Pause. Think. Then respond with curiosity or a calm disagreement.
Example: She says, “I think people who are always busy are usually just bad at prioritizing.” Instead of snapping back, you pause and say, “That’s fair in some cases. I think some people also use busyness to avoid slowing down.”
That pause keeps the conversation mature. You’re not trying to win by volume. You’re trying to connect through clarity.
When Silence Is a Bad Idea
Silence is not magic. There are times when speaking clearly matters more.
Don’t lean on silence when:
- She’s asking a direct, important question
- You need to clarify interest or intention
- There’s obvious tension that needs addressing
- The silence is making her feel excluded or confused
If she asks, “Are you even into me?” and you respond with a mysterious smirk and a five-second stare, you’re not being cool. You’re being evasive.
Mature dating requires communication.
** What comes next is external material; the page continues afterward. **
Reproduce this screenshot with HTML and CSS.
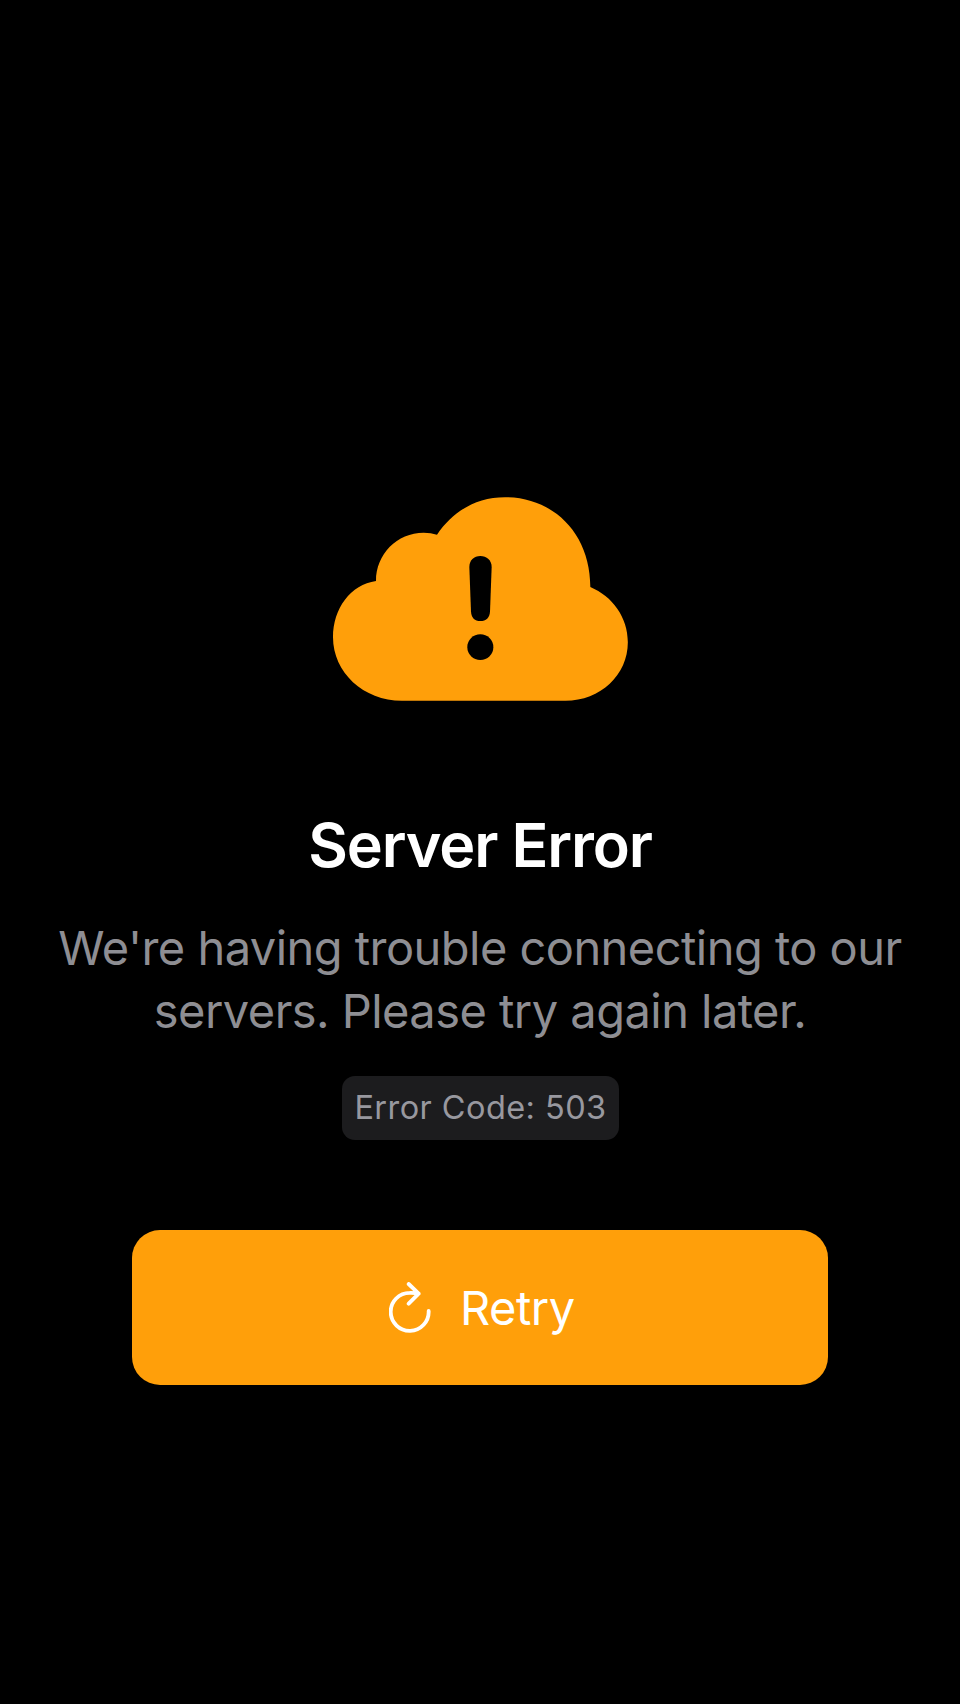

Silence supports communication; it doesn’t replace it.
The best men don’t use silence to hide. They use it to listen, to think, and to create space for something real.
Practice Silence Like a Skill
If silence feels uncomfortable to you, that’s normal. Most men are trained to equate constant talking with social success. But like any skill, comfort with silence improves through repetition.
Try this:
- In your next conversation, pause for two seconds before answering one question.
- Let one small lull happen without rushing to rescue it.
- Notice your urge to overtalk, then stop yourself after the main point is made.
- Practice listening without preparing your response while the other person is still speaking.
The point is not to become stoic and unreadable. The point is to become less reactive and more present.
That’s what makes silence attractive: not emptiness, but confidence.
Final Takeaway
Silence is most powerful when it comes from calm, not strategy. Use it to listen better, create tension naturally, and slow the pace when emotions start running hot. If you can stop treating every pause like a problem, you’ll come across as more grounded, more attentive, and more attractive.